Monday, April 12, 2010

The task is impossible

The United States leadership has asked its troops in Afghanistan to do the impossible. There is no way to win a fight in which no one is on your side. Suppression in a place that you do not intend to occupy forever is futile and ineffective. The Soviet Union with much less restrictive rules of engagement was unable to subdue the population of Afghanistan. The nature of War makes the task of winning hearts and minds just as impossible.

Witness this morning's tragic events near Kandahar. Young coalition soldiers, in an extremely violent area, that almost exclusively does not speak their language, nor share their cultural reference points, are going to be trigger happy. In a situation where the fear of kill or be killed is omnipresent, it is inevitable.

Early this morning unidentified western troops fired on a passenger bus outside the city of Kandahar killing four civilians aboard and injuring eighteen others. The bus rapidly approached a military convoy from behind. Many of these soldiers serving in Afghanistan have lost friends and comrades to suicide bombers and improvised explosive devices. When the Afghani bus to did not respond to their Western gestures by which they meant stop; flares, flashlights and hand signals, the soldiers opened fire with deadly effect.

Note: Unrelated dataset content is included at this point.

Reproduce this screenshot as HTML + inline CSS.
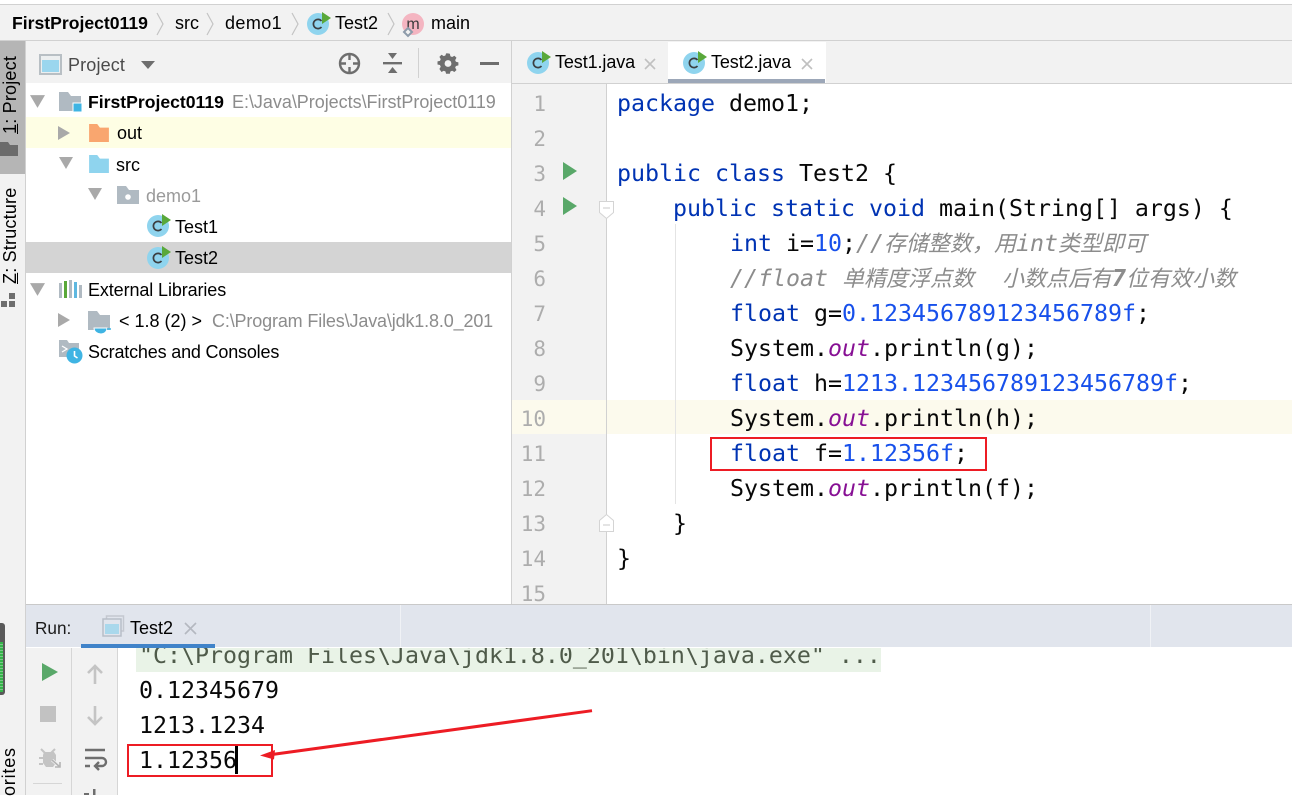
<!DOCTYPE html>
<html><head><meta charset="utf-8">
<style>
html,body{margin:0;padding:0;background:#fff}
body{width:1292px;height:795px;overflow:hidden;position:relative;font-family:"Liberation Sans","Noto Sans CJK SC",sans-serif;font-size:18px;color:#000}
.a{position:absolute}
.t{position:absolute;white-space:pre;line-height:30px;height:30px}
.g{color:#808080}
.c{position:absolute;left:0;white-space:pre;font-family:"DejaVu Sans Mono",monospace;font-size:23.26px;line-height:35px;height:35px;color:#080808}
.k{color:#0033b3}.n{color:#1750eb}.o{color:#871094;font-style:italic}
.m{color:#8c8c8c;font-style:italic}
.z{font-family:"Noto Sans CJK SC",sans-serif;font-size:22px;line-height:0;color:#8c8c8c;font-style:italic}
.ln{position:absolute;left:512px;width:34px;text-align:right;font-family:"DejaVu Sans Mono",monospace;font-size:21px;line-height:35px;color:#adadad}
.v{position:absolute;white-space:pre;transform-origin:0 0;transform:rotate(-90deg);font-size:18px;line-height:24px;letter-spacing:.2px}
svg{position:absolute;overflow:visible}
</style></head><body>
<svg width="0" height="0" style="position:absolute">
<defs>
<symbol id="cls" viewBox="0 0 24 24" overflow="visible"><circle cx="11" cy="13" r="11" fill="#8fd4ee"/><path d="M14.5 10a4.6 4.6 0 1 0 0 6" fill="none" stroke="#3c3f41" stroke-width="1.7"/><path d="M15 1l9 6-9 6z" fill="#59a83a"/></symbol>
<symbol id="fold" viewBox="0 0 22 20" overflow="visible"><path d="M0 0h9l3 4h10v16H0z" fill="currentColor"/></symbol>
<symbol id="run" viewBox="0 0 14 16" overflow="visible"><path d="M0 0l14 8-14 8z" fill="#59a869"/></symbol>
<symbol id="down" viewBox="0 0 14 12" overflow="visible"><path d="M0 0h14l-7 12z" fill="#a9a9a9"/></symbol>
<symbol id="right" viewBox="0 0 12 14" overflow="visible"><path d="M0 0l12 7-12 7z" fill="#a9a9a9"/></symbol>
</defs></svg>

<!-- top + breadcrumb -->
<div class="a" style="left:0;top:0;width:1292px;height:4px;background:#fff"></div>
<div class="a" style="left:0;top:4px;width:1292px;height:37px;background:#f2f2f2;border-top:1px solid #d1d1d1;box-sizing:border-box;border-bottom:1px solid #d1d1d1"></div>
<div class="t" style="left:12px;top:8px;font-weight:bold;font-size:17.6px">FirstProject0119</div>
<div class="t" style="left:175px;top:8px">src</div>
<div class="t" style="left:225px;top:8px;letter-spacing:.4px">demo1</div>
<div class="t" style="left:335px;top:8px">Test2</div>
<div class="t" style="left:431px;top:8px">main</div>
<svg style="left:0;top:0" width="500" height="40" fill="none" stroke="#c4c4c4" stroke-width="1.2">
<path d="M157 13l6 11-6 11M207 13l6 11-6 11M292 13l6 11-6 11M388 13l6 11-6 11"/></svg>
<svg style="left:307px;top:11px" width="24" height="24"><use href="#cls"/></svg>
<svg style="left:402px;top:13px" width="24" height="24"><circle cx="11" cy="11" r="11" fill="#f4b5c1"/><text x="11" y="16" font-family="Liberation Sans" font-size="16" text-anchor="middle" fill="#3c3c3c">m</text><path d="M2 19l4-4 4 4-4 4z" fill="#f2f2f2" stroke="#8d9baa" stroke-width="2"/></svg>

<!-- left strip -->
<div class="a" style="left:0;top:41px;width:26px;height:754px;background:#f2f2f2;border-right:1px solid #d1d1d1;box-sizing:border-box"></div>
<div class="a" style="left:0;top:41px;width:25px;height:133px;background:#b5b5b5"></div>
<div class="v" style="left:-2px;top:134px"><u>1</u>: Project</div>
<svg style="left:0;top:142px" width="18" height="14"><path d="M0 0h8l2 3h8v11H0z" fill="#6b6b6b"/></svg>
<div class="v" style="left:-2px;top:284px"><u>Z</u>: Structure</div>
<svg style="left:1px;top:292px" width="16" height="16" fill="#6e6e6e"><rect x="8" y="1" width="6" height="6"/><rect x="0" y="9" width="6" height="6"/><rect x="8" y="9" width="6" height="6"/></svg>
<div class="a" style="left:0;top:623px;width:5px;height:72px;background:#5a5a5a;border-radius:0 3px 3px 0"></div>
<div class="a" style="left:0;top:642px;width:3px;height:50px;background:repeating-linear-gradient(#35b54a 0 2px,#7cc98a 2px 3px)"></div>
<div class="v" style="left:-3px;top:796px;width:60px;letter-spacing:.8px">orites</div>

<!-- project panel -->
<div class="a" style="left:26px;top:41px;width:485px;height:42px;background:#f2f2f2"></div>
<div class="a" style="left:511px;top:41px;width:1px;height:563px;background:#d1d1d1"></div>
<svg style="left:39px;top:54px" width="23" height="21"><rect x="1" y="1" width="21" height="19" fill="#eceff0" stroke="#b8bfc4" stroke-width="2"/><rect x="3" y="6" width="17" height="12" fill="#9bd6ee"/></svg>
<div class="t g" style="left:68px;top:50px;color:#4a4a4a;letter-spacing:.15px">Project</div>
<svg style="left:141px;top:61px" width="14" height="9"><path d="M0 0h14l-7 8z" fill="#6e6e6e"/></svg>
<svg style="left:338px;top:52px" width="23" height="23" fill="none" stroke="#6e6e6e" stroke-width="2.4"><circle cx="11.5" cy="11.5" r="9.5"/><path d="M11.5 2v6M11.5 15v6M2 11.5h6M15 11.5h6"/></svg>
<svg style="left:383px;top:53px" width="20" height="22" fill="#6e6e6e"><path d="M0 9h19v2.4H0z"/><path d="M5 0h9l-4.500 6z"/><path d="M9.500 14l5 6H5z"/></svg>
<div class="a" style="left:418px;top:48px;width:1px;height:30px;background:#d1d1d1"></div>
<svg style="left:437px;top:53px" width="22" height="22"><path d="M11 1.500l2 .3.600 2.700 1.800.8 2.400-1.400 2.200 2.200-1.400 2.400.8 1.800 2.600.6v3.200l-2.600.6-.8 1.800 1.400 2.400-2.200 2.200-2.400-1.400-1.800.8-.6 2.400H9l-.6-2.400-1.800-.8-2.400 1.400L2 17.900l1.400-2.400-.8-1.800L0 13.100V9.900l2.600-.6.800-1.800L2 5.100 4.200 2.900l2.400 1.400 1.800-.8L9 1.500z" transform="translate(0.500,-1) scale(.95)" fill="#6e6e6e"/><circle cx="11" cy="10.500" r="3.400" fill="#f2f2f2"/></svg>
<div class="a" style="left:480px;top:62px;width:19px;height:3px;background:#6e6e6e"></div>

<!-- tree -->
<div class="a" style="left:26px;top:117px;width:485px;height:31px;background:#fefee4"></div>
<div class="a" style="left:26px;top:242px;width:485px;height:31px;background:#d4d4d4"></div>
<svg style="left:30px;top:95px" width="15" height="13"><use href="#down"/></svg>
<svg style="left:59px;top:92px" width="24" height="22" color="#b0bac2"><path d="M0 0h9l3 4h10v15H0z" fill="#b0bac2"/><rect x="14" y="11" width="9" height="9" fill="#3fb4e3" stroke="#fff" stroke-width="1"/></svg>
<div class="t" style="left:88px;top:87px;font-weight:bold;font-size:17.6px">FirstProject0119</div>
<div class="t" style="left:232px;top:87px;color:#8c8c8c;letter-spacing:-.03px">E:\Java\Projects\FirstProject0119</div>
<svg style="left:58px;top:126px" width="12" height="14"><use href="#right"/></svg>
<svg style="left:88px;top:124px;color:#f9a66f" width="22" height="18"><use href="#fold"/></svg>
<div class="t" style="left:117px;top:118px">out</div>
<svg style="left:59px;top:157px" width="14" height="12"><use href="#down"/></svg>
<svg style="left:88px;top:155px;color:#8fd4ee" width="22" height="18"><use href="#fold"/></svg>
<div class="t" style="left:116px;top:150px">src</div>
<svg style="left:88px;top:188px" width="14" height="12"><use href="#down"/></svg>
<svg style="left:117px;top:186px" width="22" height="18"><path d="M0 0h9l3 4h10v14H0z" fill="#b0bac2"/><circle cx="11" cy="11" r="2.800" fill="#fff"/></svg>
<div class="t" style="left:146px;top:181px;color:#9a9a9a">demo1</div>
<svg style="left:147px;top:213px" width="24" height="24"><use href="#cls"/></svg>
<div class="t" style="left:175px;top:212px">Test1</div>
<svg style="left:147px;top:245px" width="24" height="24"><use href="#cls"/></svg>
<div class="t" style="left:175px;top:243px">Test2</div>
<svg style="left:30px;top:283px" width="15" height="13"><use href="#down"/></svg>
<svg style="left:59px;top:280px" width="23" height="18"><rect x="0" y="3" width="3" height="15" fill="#b0bac2"/><rect x="5" y="1" width="3" height="17" fill="#59a83a"/><rect x="10" y="0" width="3" height="18" fill="#b0bac2"/><rect x="15" y="2" width="3" height="16" fill="#5fb8e0"/><rect x="20" y="5" width="3" height="13" fill="#b0bac2"/></svg>
<div class="t" style="left:88px;top:275px;letter-spacing:-.11px">External Libraries</div>
<svg style="left:58px;top:313px" width="12" height="14"><use href="#right"/></svg>
<svg style="left:88px;top:311px" width="24" height="24"><path d="M0 0h9l3 4h10v15H0z" fill="#b0bac2"/><path d="M6 17h13c0 4-3 6-6 6s-7-2-7-6z" fill="#3fb4e3" stroke="#fff"/><path d="M19 18h4" stroke="#3fb4e3" stroke-width="1.500"/></svg>
<div class="t" style="left:119px;top:306px">&lt; 1.8 (2) &gt;</div>
<div class="t" style="left:212px;top:306px;color:#8c8c8c;letter-spacing:-.15px">C:\Program Files\Java\jdk1.8.0_201</div>
<svg style="left:59px;top:340px" width="25" height="25"><path d="M0 0h8l2 3h10v14H0z" fill="#b0bac2"/><path d="M3 6l5 3-5 3M9 13h5" stroke="#fff" stroke-width="1.300" fill="none"/><circle cx="15.500" cy="15.500" r="8" fill="#3fb4e3"/><path d="M15.500 11v5l3 2" stroke="#fff" stroke-width="1.600" fill="none"/></svg>
<div class="t" style="left:88px;top:337px;letter-spacing:-.18px">Scratches and Consoles</div>

<!-- editor tabs -->
<div class="a" style="left:512px;top:41px;width:780px;height:43px;background:#f2f2f2;border-bottom:1px solid #d1d1d1;box-sizing:border-box"></div>
<div class="a" style="left:668px;top:42px;width:158px;height:41px;background:#fff"></div>
<div class="a" style="left:668px;top:79px;width:157px;height:4px;background:#9ca7b8"></div>
<svg style="left:527px;top:50px" width="24" height="24"><use href="#cls"/></svg>
<div class="t" style="left:555px;top:47px;letter-spacing:-.1px">Test1.java</div>
<svg style="left:644px;top:58px" width="13" height="13" stroke="#c0c0c0" stroke-width="1.600"><path d="M1 1l10 10M11 1L1 11"/></svg>
<svg style="left:683px;top:50px" width="24" height="24"><use href="#cls"/></svg>
<div class="t" style="left:711px;top:47px;letter-spacing:-.1px">Test2.java</div>
<svg style="left:801px;top:58px" width="13" height="13" stroke="#c0c0c0" stroke-width="1.600"><path d="M1 1l10 10M11 1L1 11"/></svg>

<!-- gutter -->
<div class="a" style="left:512px;top:84px;width:94px;height:520px;background:#f2f2f2"></div>
<div class="a" style="left:606px;top:84px;width:1px;height:520px;background:#d1d1d1"></div>
<div class="a" style="left:512px;top:400px;width:780px;height:34px;background:#fcfaed"></div>
<div class="a" style="left:606px;top:400px;width:1px;height:34px;background:#d1d1d1"></div>
<div class="a" style="left:675px;top:224px;width:1px;height:280px;background:#e4e4e4"></div>

<div class="ln" style="top:87px">1</div>
<div class="ln" style="top:122px">2</div>
<div class="ln" style="top:157px">3</div>
<div class="ln" style="top:192px">4</div>
<div class="ln" style="top:227px">5</div>
<div class="ln" style="top:262px">6</div>
<div class="ln" style="top:297px">7</div>
<div class="ln" style="top:332px">8</div>
<div class="ln" style="top:367px">9</div>
<div class="ln" style="top:402px">10</div>
<div class="ln" style="top:437px">11</div>
<div class="ln" style="top:472px">12</div>
<div class="ln" style="top:507px">13</div>
<div class="ln" style="top:542px">14</div>
<div class="ln" style="top:577px">15</div>
<svg style="left:563px;top:162px" width="14" height="18"><path d="M0 0l14 9-14 9z" fill="#59a869"/></svg>
<svg style="left:563px;top:197px" width="14" height="18"><path d="M0 0l14 9-14 9z" fill="#59a869"/></svg>
<svg style="left:599px;top:201px" width="15" height="19"><path d="M.5.500h14v11l-7 6-7-6z" fill="#fff" stroke="#d4d4d4"/><path d="M4 7h7" stroke="#c8c8c8"/></svg>
<svg style="left:599px;top:513px" width="15" height="19"><path d="M.5 18.500h14v-11l-7-6-7 6z" fill="#fff" stroke="#d4d4d4"/><path d="M4 12h7" stroke="#c8c8c8"/></svg>

<!-- code -->
<div class="c" style="top:86px;left:617px"><span class="k">package</span> demo1;</div>
<div class="c" style="top:156px;left:617px"><span class="k">public class</span> Test2 {</div>
<div class="c" style="top:191px;left:673px"><span class="k">public static void</span> main(String[] args) {</div>
<div class="c" style="top:226px;left:730px"><span class="k">int</span> i=<span class="n">10</span>;<span class="m">//</span><span class="z">存储整数，用</span><span class="m">int</span><span class="z">类型即可</span></div>
<div class="c" style="top:261px;left:730px"><span class="m">//float </span><span class="z">单精度浮点数</span><span class="m">  </span><span class="z">小数点后有</span><span class="m" style="font-weight:bold">7</span><span class="z">位有效小数</span></div>
<div class="c" style="top:296px;left:730px"><span class="k">float</span> g=<span class="n">0.123456789123456789f</span>;</div>
<div class="c" style="top:331px;left:730px">System.<span class="o">out</span>.println(g);</div>
<div class="c" style="top:366px;left:730px"><span class="k">float</span> h=<span class="n">1213.123456789123456789f</span>;</div>
<div class="c" style="top:401px;left:730px">System.<span class="o">out</span>.println(h);</div>
<div class="c" style="top:436px;left:730px"><span class="k">float</span> f=<span class="n">1.12356f</span>;</div>
<div class="c" style="top:471px;left:730px">System.<span class="o">out</span>.println(f);</div>
<div class="c" style="top:506px;left:673px">}</div>
<div class="c" style="top:541px;left:617px">}</div>

<!-- run bar -->
<div class="a" style="left:26px;top:604px;width:1266px;height:43px;background:#e1e5ed;border-top:1px solid #c9c9c9;box-sizing:border-box"></div>
<div class="a" style="left:400px;top:605px;width:1px;height:42px;background:#f0f2f6"></div>
<div class="a" style="left:1150px;top:605px;width:1px;height:42px;background:#f0f2f6"></div>
<div class="t" style="left:35px;top:613px;color:#1a1a1a;font-size:17.2px">Run:</div>
<svg style="left:102px;top:615px" width="22" height="22"><rect x="4.500" y="1" width="17" height="15" fill="none" stroke="#c4c8d0" stroke-width="1.500"/><rect x="1" y="4" width="18" height="17" fill="#e1e5ed" stroke="#b8bec8" stroke-width="1.500"/><rect x="3" y="9" width="14" height="10" fill="#a9d8ec"/></svg>
<div class="t" style="left:130px;top:613px">Test2</div>
<svg style="left:184px;top:622px" width="13" height="13" stroke="#b4b8c0" stroke-width="1.600"><path d="M1 1l11 11M12 1L1 12"/></svg>
<div class="a" style="left:81px;top:644px;width:134px;height:4px;background:#4083c9"></div>

<!-- console -->
<div class="a" style="left:26px;top:648px;width:92px;height:147px;background:#f2f2f2"></div>
<div class="a" style="left:71px;top:648px;width:1px;height:147px;background:#d6d6d6"></div>
<div class="a" style="left:117px;top:648px;width:1px;height:147px;background:#d6d6d6"></div>
<svg style="left:42px;top:663px" width="16" height="18"><path d="M0 0l16 9-16 9z" fill="#59a869"/></svg>
<div class="a" style="left:40px;top:706px;width:16px;height:16px;background:#c2c2c2"></div>
<svg style="left:86px;top:664px" width="18" height="20" fill="none" stroke="#c4c4c4" stroke-width="2.600"><path d="M9 20V2M2 9l7-7 7 7"/></svg>
<svg style="left:86px;top:706px" width="18" height="20" fill="none" stroke="#c4c4c4" stroke-width="2.600"><path d="M9 0v18M2 11l7 7 7-7"/></svg>
<svg style="left:39px;top:746px" width="23" height="23"><path d="M5 6h10l2 3v8l-3 4H7l-3-4V9z" fill="#c4c4c4"/><path d="M2 3l4 4M16 3l-4 4M0 12h4M0 18h4" stroke="#c4c4c4" stroke-width="2"/><path d="M13 14l8 7M21 15v6h-6" stroke="#f2f2f2" stroke-width="3" fill="none"/><path d="M13 14l8 7M21 16v5h-5" stroke="#b4b4b4" stroke-width="1.600" fill="none"/></svg>
<svg style="left:84px;top:748px" width="23" height="22" fill="none" stroke="#6e6e6e" stroke-width="2.400"><path d="M1 2h20M1 10h17a3.500 3.500 0 0 1 0 8h-6M1 18h5M15 14l-4 4 4 4"/></svg>
<div class="a" style="left:33px;top:783px;width:29px;height:1px;background:#d6d6d6"></div>
<svg style="left:84px;top:789px" width="22" height="6" fill="#6e6e6e"><rect x="9" y="0" width="2.500" height="6"/><rect x="0" y="4" width="5" height="2"/></svg>

<div class="a" style="left:118px;top:648px;width:1174px;height:147px;background:#fff;overflow:hidden">
<div class="a" style="left:18px;top:0;width:745px;height:24px;background:#e9f3e7"></div>
<div class="c" style="left:21px;top:-10px;color:#4f5b4a">"C:\Program Files\Java\jdk1.8.0_201\bin\java.exe" ...</div>
<div class="c" style="left:21px;top:25px">0.12345679</div>
<div class="c" style="left:21px;top:60px">1213.1234</div>
<div class="c" style="left:21px;top:95px">1.12356</div>
</div>
<div class="a" style="left:235px;top:746px;width:3px;height:28px;background:#000"></div>

<!-- annotations -->
<div class="a" style="left:710px;top:437px;width:277px;height:34px;border:2px solid #ed1c24;box-sizing:border-box"></div>
<div class="a" style="left:127px;top:744px;width:146px;height:33px;border:2px solid #ed1c24;box-sizing:border-box"></div>
<svg style="left:0;top:0" width="1292" height="795"><path d="M592 710.700L272 754.500" stroke="#ed1c24" stroke-width="3" fill="none"/><path d="M260 755.500L275 750 274 759.500z" fill="#ed1c24"/></svg>
</body></html>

Just hours later three would-be suicide bombers launched an abortive attack on an intelligence-services compound in the city. No wonder coalition troops are so edgy. Two of the bombers died with out causing harm, the third was wounded and is being interrogated. Not surprisingly, the Los Angeles Times reports that following the deadly civilian bus incident more hearts and minds were lost, "As word of the shootings spread, protests erupted on the city's outskirts. Witnesses said demonstrators burned tires on the main road out of Kandahar and shouted slogans condemning both the United States and President Hamid Karzai."

There is no such thing as a winnable war. Obama should own up to this reality and withdraw from Afghanistan posthaste.